It is an impossible question that billions of people will have pondered at some point in their lives, and it lies at the centre of Eating Myself: “Am I fat, from an objective point of view? I’ve always asked myself that.” Posed innocently enough by Pepa Duarte in her moving one-woman show, there can of course never really be an answer. Because how can anything ever be objective, when you are the only one trying to gauge something about yourself?
Eating Myself is a brave and deeply personal account of one woman’s complicated relationship with food, family and heritage. It tells of the trap we can find ourselves in when all the joyful associations of food can be lost, and it becomes an outlet for all our fears and anxieties. As Duarte laments, “No matter how hard I tried — I always had this sensation of failing”.
Laura Arroyo’s highly stylised set is a kitchen surrounded by floating cooking utensils, that are a physical manifestation of the psychological processes behind feeding oneself. When Duarte’s character explains her mother’s pregnancy, a colander is held over her stomach. This only mimicking a womb, but also the inherited trauma of what it is to be the emigrée daughter to a patriarchal Latin American family, who has suddenly had her origins and social position held against the light of 21st Century Western feminism.

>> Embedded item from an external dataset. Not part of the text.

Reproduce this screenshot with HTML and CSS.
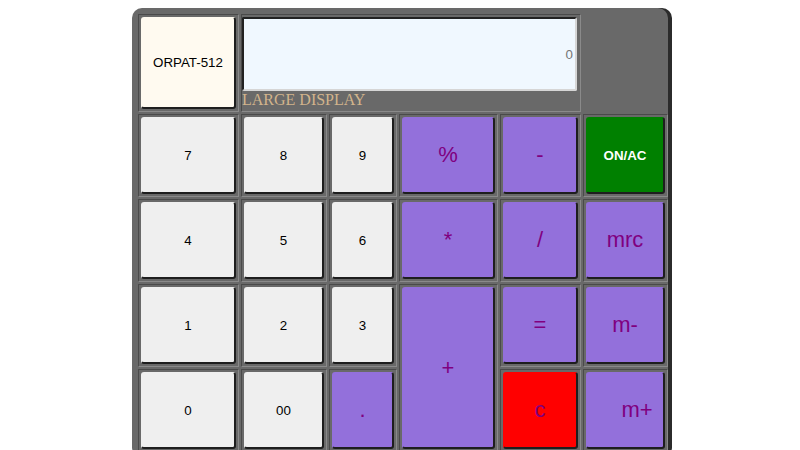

Duarte also wrote the play, and the script is littered with recognisable foodie experiences, such as the spontaneous splurge of £60 on an online “miracle food plan”, or the motion of meal planning by “boiling loads of the same thing and then separating into so many containers.”
But as well as being relatable, it is also unashamedly Duarte’s own experience. It draws on experiences of the Peruvian diaspora shopping for ‘magical Peruvian peppers’ at Seven Sisters Market, as well as — in what becomes the central theme of the second half the play — the bewildering relationship we can have with our families as adults. It is unclear how much of the story is based on fiction and how much on truth, But to see Duarte at the end, tears glistening on her face and stripped down to her underwear, it is evidently a deeply personal account.
Duarte’s performance is adroitly choreographed in engaging and imaginative ways by Shane Dempsey to manifest her interior struggles. Recorded on camera just before lockdown, it is certainly a shame it was not being shown in person, as much of visceral pull of the movement direction will have been lost when relayed through a laptop screen.
Eating Myself remains a refreshing, in-depth take on a range of topical issues. And with so much contemporary discourse fixated on Covid and the coming economic armageddon, Eating Myself reminds us that all the other issues in the world that we used to talk about before the pandemic have by no means gone away.